>>>

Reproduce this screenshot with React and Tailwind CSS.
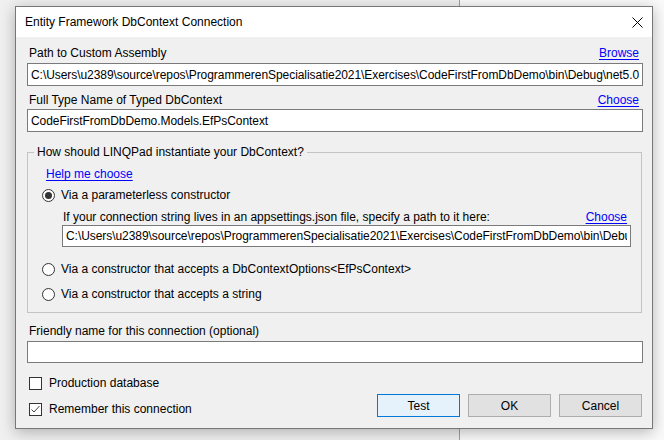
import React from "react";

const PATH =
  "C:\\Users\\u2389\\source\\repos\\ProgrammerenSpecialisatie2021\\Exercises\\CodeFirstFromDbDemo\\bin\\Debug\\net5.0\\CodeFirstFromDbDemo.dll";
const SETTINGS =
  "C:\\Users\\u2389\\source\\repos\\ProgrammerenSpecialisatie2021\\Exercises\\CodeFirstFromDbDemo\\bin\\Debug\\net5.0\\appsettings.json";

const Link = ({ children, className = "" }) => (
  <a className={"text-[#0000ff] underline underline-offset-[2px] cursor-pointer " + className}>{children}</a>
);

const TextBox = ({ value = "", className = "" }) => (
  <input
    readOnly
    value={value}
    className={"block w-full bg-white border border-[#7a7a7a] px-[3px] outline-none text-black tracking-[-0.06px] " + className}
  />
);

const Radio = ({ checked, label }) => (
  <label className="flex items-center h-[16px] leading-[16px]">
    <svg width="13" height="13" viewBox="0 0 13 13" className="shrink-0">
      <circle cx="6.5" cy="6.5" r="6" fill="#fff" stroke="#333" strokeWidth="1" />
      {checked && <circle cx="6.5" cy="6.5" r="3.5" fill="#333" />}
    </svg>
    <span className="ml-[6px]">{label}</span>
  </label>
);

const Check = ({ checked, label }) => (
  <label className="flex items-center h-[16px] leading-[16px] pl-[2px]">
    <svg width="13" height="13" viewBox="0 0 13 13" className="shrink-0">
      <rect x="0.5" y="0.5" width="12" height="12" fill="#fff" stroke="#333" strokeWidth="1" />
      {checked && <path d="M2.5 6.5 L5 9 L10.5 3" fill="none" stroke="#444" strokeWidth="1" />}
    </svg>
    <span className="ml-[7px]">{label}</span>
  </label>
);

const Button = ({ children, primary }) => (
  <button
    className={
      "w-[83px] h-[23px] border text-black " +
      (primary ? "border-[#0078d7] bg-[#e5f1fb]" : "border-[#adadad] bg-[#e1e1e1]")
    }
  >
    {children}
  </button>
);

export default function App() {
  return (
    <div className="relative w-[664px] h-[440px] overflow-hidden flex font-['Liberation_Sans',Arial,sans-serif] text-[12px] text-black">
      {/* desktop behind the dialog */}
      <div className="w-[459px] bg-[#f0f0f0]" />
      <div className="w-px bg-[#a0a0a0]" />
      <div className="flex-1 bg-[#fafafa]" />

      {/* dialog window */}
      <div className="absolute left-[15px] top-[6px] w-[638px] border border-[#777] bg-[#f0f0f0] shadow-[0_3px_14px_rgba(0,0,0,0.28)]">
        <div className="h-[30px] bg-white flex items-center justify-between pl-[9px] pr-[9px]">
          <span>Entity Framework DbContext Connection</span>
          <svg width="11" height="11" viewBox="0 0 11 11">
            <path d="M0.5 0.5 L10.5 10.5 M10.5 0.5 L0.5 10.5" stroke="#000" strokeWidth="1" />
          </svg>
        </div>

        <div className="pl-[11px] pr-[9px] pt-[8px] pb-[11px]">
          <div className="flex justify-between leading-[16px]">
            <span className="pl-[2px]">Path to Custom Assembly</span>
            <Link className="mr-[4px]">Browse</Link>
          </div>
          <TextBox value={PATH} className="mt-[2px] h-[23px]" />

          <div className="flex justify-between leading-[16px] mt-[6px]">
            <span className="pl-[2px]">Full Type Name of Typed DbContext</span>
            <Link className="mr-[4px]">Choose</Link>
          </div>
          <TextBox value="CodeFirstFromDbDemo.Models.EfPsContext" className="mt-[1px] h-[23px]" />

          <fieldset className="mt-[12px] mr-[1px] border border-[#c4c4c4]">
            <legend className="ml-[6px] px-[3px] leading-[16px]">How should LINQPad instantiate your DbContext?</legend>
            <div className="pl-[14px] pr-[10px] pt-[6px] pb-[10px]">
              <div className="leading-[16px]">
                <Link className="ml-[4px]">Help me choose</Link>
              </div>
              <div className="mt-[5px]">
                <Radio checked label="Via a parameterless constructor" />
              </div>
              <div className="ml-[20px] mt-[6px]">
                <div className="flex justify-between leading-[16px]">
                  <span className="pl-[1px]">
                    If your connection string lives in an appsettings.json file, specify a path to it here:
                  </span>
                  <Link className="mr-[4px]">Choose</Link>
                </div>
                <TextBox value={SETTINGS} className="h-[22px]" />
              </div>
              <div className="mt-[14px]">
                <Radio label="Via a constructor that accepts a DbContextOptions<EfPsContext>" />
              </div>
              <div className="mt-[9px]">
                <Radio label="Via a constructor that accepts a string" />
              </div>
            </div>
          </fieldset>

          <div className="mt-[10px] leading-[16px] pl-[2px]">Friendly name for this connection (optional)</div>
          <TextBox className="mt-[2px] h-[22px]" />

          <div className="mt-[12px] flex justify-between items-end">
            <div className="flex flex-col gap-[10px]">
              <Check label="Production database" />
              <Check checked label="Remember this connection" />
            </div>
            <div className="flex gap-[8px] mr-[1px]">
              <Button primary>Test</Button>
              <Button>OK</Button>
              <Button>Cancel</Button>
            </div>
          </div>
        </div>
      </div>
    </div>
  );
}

<<<

AIM OF THE TASK => All of the data above should be transcribed verbatim, with pictures omitted.

TASK ANSWER =>
Reproduce this screenshot with React and Tailwind CSS.
import React from "react";

const PATH =
  "C:\\Users\\u2389\\source\\repos\\ProgrammerenSpecialisatie2021\\Exercises\\CodeFirstFromDbDemo\\bin\\Debug\\net5.0\\CodeFirstFromDbDemo.dll";
const SETTINGS =
  "C:\\Users\\u2389\\source\\repos\\ProgrammerenSpecialisatie2021\\Exercises\\CodeFirstFromDbDemo\\bin\\Debug\\net5.0\\appsettings.json";

const Link = ({ children, className = "" }) => (
  <a className={"text-[#0000ff] underline underline-offset-[2px] cursor-pointer " + className}>{children}</a>
);

const TextBox = ({ value = "", className = "" }) => (
  <input
    readOnly
    value={value}
    className={"block w-full bg-white border border-[#7a7a7a] px-[3px] outline-none text-black tracking-[-0.06px] " + className}
  />
);

const Radio = ({ checked, label }) => (
  <label className="flex items-center h-[16px] leading-[16px]">
    <svg width="13" height="13" viewBox="0 0 13 13" className="shrink-0">
      <circle cx="6.5" cy="6.5" r="6" fill="#fff" stroke="#333" strokeWidth="1" />
      {checked && <circle cx="6.5" cy="6.5" r="3.5" fill="#333" />}
    </svg>
    <span className="ml-[6px]">{label}</span>
  </label>
);

const Check = ({ checked, label }) => (
  <label className="flex items-center h-[16px] leading-[16px] pl-[2px]">
    <svg width="13" height="13" viewBox="0 0 13 13" className="shrink-0">
      <rect x="0.5" y="0.5" width="12" height="12" fill="#fff" stroke="#333" strokeWidth="1" />
      {checked && <path d="M2.5 6.5 L5 9 L10.5 3" fill="none" stroke="#444" strokeWidth="1" />}
    </svg>
    <span className="ml-[7px]">{label}</span>
  </label>
);

const Button = ({ children, primary }) => (
  <button
    className={
      "w-[83px] h-[23px] border text-black " +
      (primary ? "border-[#0078d7] bg-[#e5f1fb]" : "border-[#adadad] bg-[#e1e1e1]")
    }
  >
    {children}
  </button>
);

export default function App() {
  return (
    <div className="relative w-[664px] h-[440px] overflow-hidden flex font-['Liberation_Sans',Arial,sans-serif] text-[12px] text-black">
      {/* desktop behind the dialog */}
      <div className="w-[459px] bg-[#f0f0f0]" />
      <div className="w-px bg-[#a0a0a0]" />
      <div className="flex-1 bg-[#fafafa]" />

      {/* dialog window */}
      <div className="absolute left-[15px] top-[6px] w-[638px] border border-[#777] bg-[#f0f0f0] shadow-[0_3px_14px_rgba(0,0,0,0.28)]">
        <div className="h-[30px] bg-white flex items-center justify-between pl-[9px] pr-[9px]">
          <span>Entity Framework DbContext Connection</span>
          <svg width="11" height="11" viewBox="0 0 11 11">
            <path d="M0.5 0.5 L10.5 10.5 M10.5 0.5 L0.5 10.5" stroke="#000" strokeWidth="1" />
          </svg>
        </div>

        <div className="pl-[11px] pr-[9px] pt-[8px] pb-[11px]">
          <div className="flex justify-between leading-[16px]">
            <span className="pl-[2px]">Path to Custom Assembly</span>
            <Link className="mr-[4px]">Browse</Link>
          </div>
          <TextBox value={PATH} className="mt-[2px] h-[23px]" />

          <div className="flex justify-between leading-[16px] mt-[6px]">
            <span className="pl-[2px]">Full Type Name of Typed DbContext</span>
            <Link className="mr-[4px]">Choose</Link>
          </div>
          <TextBox value="CodeFirstFromDbDemo.Models.EfPsContext" className="mt-[1px] h-[23px]" />

          <fieldset className="mt-[12px] mr-[1px] border border-[#c4c4c4]">
            <legend className="ml-[6px] px-[3px] leading-[16px]">How should LINQPad instantiate your DbContext?</legend>
            <div className="pl-[14px] pr-[10px] pt-[6px] pb-[10px]">
              <div className="leading-[16px]">
                <Link className="ml-[4px]">Help me choose</Link>
              </div>
              <div className="mt-[5px]">
                <Radio checked label="Via a parameterless constructor" />
              </div>
              <div className="ml-[20px] mt-[6px]">
                <div className="flex justify-between leading-[16px]">
                  <span className="pl-[1px]">
                    If your connection string lives in an appsettings.json file, specify a path to it here:
                  </span>
                  <Link className="mr-[4px]">Choose</Link>
                </div>
                <TextBox value={SETTINGS} className="h-[22px]" />
              </div>
              <div className="mt-[14px]">
                <Radio label="Via a constructor that accepts a DbContextOptions<EfPsContext>" />
              </div>
              <div className="mt-[9px]">
                <Radio label="Via a constructor that accepts a string" />
              </div>
            </div>
          </fieldset>

          <div className="mt-[10px] leading-[16px] pl-[2px]">Friendly name for this connection (optional)</div>
          <TextBox className="mt-[2px] h-[22px]" />

          <div className="mt-[12px] flex justify-between items-end">
            <div className="flex flex-col gap-[10px]">
              <Check label="Production database" />
              <Check checked label="Remember this connection" />
            </div>
            <div className="flex gap-[8px] mr-[1px]">
              <Button primary>Test</Button>
              <Button>OK</Button>
              <Button>Cancel</Button>
            </div>
          </div>
        </div>
      </div>
    </div>
  );
}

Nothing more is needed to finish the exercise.